7.地域活動センター(RAC:Regional Activity Center)の設置

 1999年4月の第4回政府間会合において、各プロジェクトの実施に当たって、分野毎にその活動の企画・調整の中核的な役割を担う地域活動センター(RAC)が、各国に1機関ずつ指定されました(NOWPAP推進体制図を参照)。

  中国(北京)にはNOWPAP地域の各種海洋環境データを収集、データベース化し、広く発信していくためのデータ・情報ネットワーク地域活動センター(DINRAC)、韓国(デジョン)には、油や化学物質の流出事故時の緊急対応を行うための海洋環境緊急準備対応地域活動センター(MERRAC)、ロシア(ウラジオストック)には、河川や大気からの汚染物質のモニタリングを行うための汚染モニタリング地域活動センター(POMRAC)が設置されています。

 日本では、NPECが、特殊モニタリング・沿岸環境評価地域活動センター(CEARAC)に指定され、その活動を実施しています。CEARACの担当活動分野は、次のとおりです。

  1. 水質測定など通常のモニタリングでは対応できない特殊なモニタリング手法を活用した環境評価方法の開発。人工衛星を活用したリモートセンシングによる広域モニタリングを実施しています。
  2. 沿岸域の環境を総合的に評価し、問題を解決するための活動を推進。漁業被害や海洋環境の悪化の原因となる赤潮を含む有害藻類の異常繁殖を指標に取り組んでいます。
  3. リモートセンシングによるモニタリングを活用して、沿岸環境評価を行うことを目的に、海の水質悪化の指標である富栄養化の問題にも取り組んでいます。4か国で共通して利用する評価手順書を開発し、各国の沿岸海域の富栄養化状況の評価を進めています。
  4. 海洋生物多様性の問題にも新たに着手しています。本海域の海洋保護区の設置を促進するための各国における海洋保護区制度に関する情報の収集・共通を行っているほか、生物多様性にとって脅威となる各種環境問題の影響の評価を試みています。

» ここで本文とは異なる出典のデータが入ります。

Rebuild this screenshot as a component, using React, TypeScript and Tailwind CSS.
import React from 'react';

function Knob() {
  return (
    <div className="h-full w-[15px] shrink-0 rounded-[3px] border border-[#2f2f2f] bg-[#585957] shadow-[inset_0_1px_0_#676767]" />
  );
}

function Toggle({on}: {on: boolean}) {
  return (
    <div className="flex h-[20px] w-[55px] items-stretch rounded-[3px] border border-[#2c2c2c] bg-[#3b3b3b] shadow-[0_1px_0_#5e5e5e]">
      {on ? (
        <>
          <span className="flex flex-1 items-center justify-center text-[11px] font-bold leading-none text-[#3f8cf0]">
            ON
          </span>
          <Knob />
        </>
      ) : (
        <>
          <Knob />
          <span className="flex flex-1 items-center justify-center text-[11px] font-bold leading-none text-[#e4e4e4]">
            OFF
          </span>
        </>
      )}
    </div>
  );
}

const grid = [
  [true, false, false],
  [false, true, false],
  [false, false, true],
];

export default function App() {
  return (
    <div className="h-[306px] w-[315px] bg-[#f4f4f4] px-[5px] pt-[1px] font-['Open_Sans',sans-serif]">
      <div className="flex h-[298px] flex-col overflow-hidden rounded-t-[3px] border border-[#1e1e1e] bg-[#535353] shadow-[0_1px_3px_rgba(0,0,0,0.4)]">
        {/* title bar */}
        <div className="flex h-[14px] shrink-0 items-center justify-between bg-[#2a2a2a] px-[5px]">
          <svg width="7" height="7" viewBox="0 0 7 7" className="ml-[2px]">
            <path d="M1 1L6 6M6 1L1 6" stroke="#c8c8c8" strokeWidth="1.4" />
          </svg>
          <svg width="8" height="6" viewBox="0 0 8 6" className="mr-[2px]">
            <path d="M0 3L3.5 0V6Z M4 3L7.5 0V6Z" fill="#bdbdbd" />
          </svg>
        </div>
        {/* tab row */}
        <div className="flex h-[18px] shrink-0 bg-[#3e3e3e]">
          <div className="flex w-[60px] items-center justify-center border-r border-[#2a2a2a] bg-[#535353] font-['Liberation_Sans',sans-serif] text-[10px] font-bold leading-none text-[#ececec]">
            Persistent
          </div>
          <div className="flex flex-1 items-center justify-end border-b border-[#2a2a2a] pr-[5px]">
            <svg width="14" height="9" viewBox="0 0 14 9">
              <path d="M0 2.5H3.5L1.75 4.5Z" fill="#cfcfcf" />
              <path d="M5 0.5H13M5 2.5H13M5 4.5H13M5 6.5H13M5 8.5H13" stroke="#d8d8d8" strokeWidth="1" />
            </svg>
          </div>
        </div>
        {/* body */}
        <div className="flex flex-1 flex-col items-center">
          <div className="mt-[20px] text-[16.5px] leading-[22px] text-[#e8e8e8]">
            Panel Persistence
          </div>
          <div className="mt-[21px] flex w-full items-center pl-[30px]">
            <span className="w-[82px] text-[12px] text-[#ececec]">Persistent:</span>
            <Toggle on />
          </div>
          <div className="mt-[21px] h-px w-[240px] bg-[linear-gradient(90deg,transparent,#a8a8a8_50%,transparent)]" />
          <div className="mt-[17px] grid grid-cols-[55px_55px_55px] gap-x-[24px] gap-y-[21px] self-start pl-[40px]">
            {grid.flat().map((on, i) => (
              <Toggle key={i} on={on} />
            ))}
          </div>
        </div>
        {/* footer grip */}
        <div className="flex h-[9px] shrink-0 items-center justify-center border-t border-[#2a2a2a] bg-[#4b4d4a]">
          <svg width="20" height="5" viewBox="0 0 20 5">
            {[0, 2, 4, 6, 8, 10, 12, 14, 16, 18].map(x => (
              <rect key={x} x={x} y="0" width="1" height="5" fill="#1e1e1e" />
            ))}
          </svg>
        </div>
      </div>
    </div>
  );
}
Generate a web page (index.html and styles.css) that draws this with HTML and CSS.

8.フォーカルポイント会議(Focal Points Meeting:FPM)の設置

 2002年3月の第7回政府間会合において、各RACの活動を評価し、今後の活動に対して助言を行う「フォーカルポイント会議」を各RACに設置することになりました。

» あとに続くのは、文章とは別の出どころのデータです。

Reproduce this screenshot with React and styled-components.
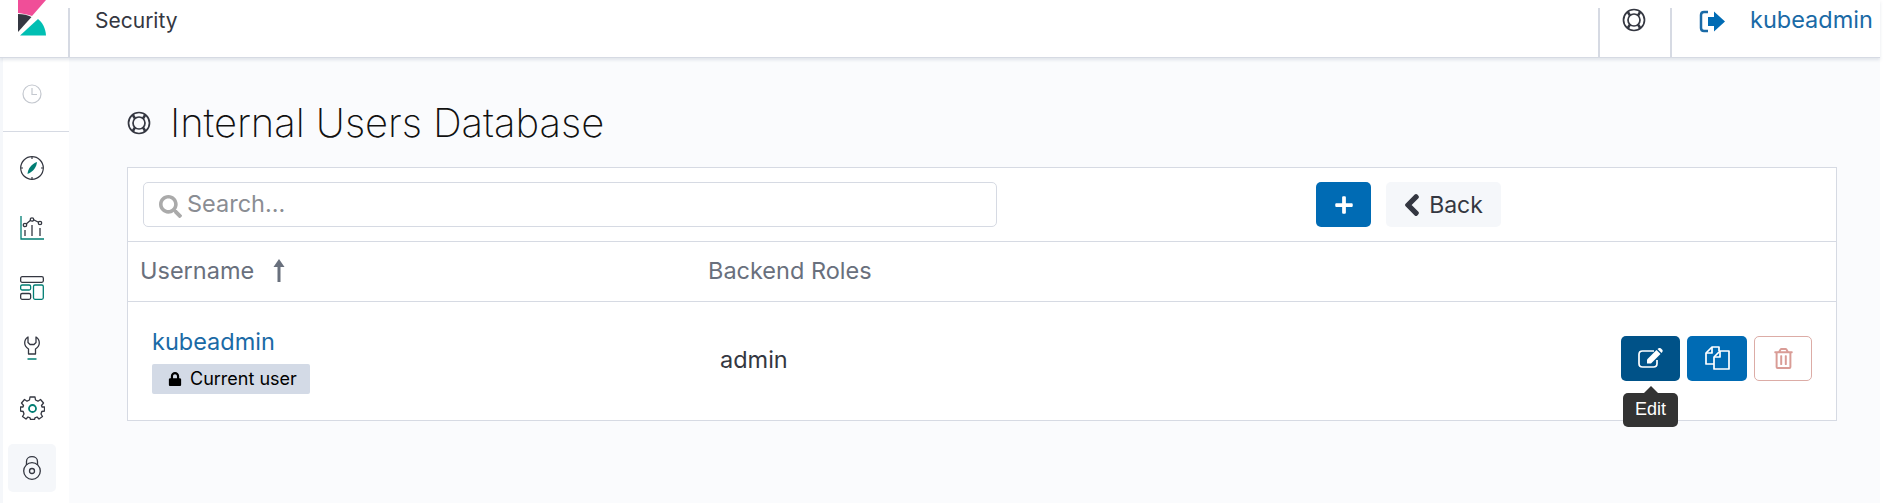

 毎年1回、各国の代表であるフォーカルポイントが出席する会議が開催されています。

〜NOWPAP海洋ごみ活動に対する貢献〜

 NPECで作成してきた報告書や普及啓発資材は、NOWPAPにおける海洋ごみ対策促進のために利用されています。

海洋ごみパンフレット/リサイクル事例集

海洋ごみパンフレット/リサイクル事例集
モニタリングガイドライン
モニタリングガイドライン

 NOWPAP4か国(日本・中国・韓国・ロシア)はNPECの海洋ごみモニタリング調査の経験をもとに作成された「海辺の海洋ごみモニタリングガイドライン」を利用して、北西太平洋沿岸で海洋ごみ調査を実施しています。NPECもこの調査に参加し、4か国の海洋ごみの実態把握に貢献しています。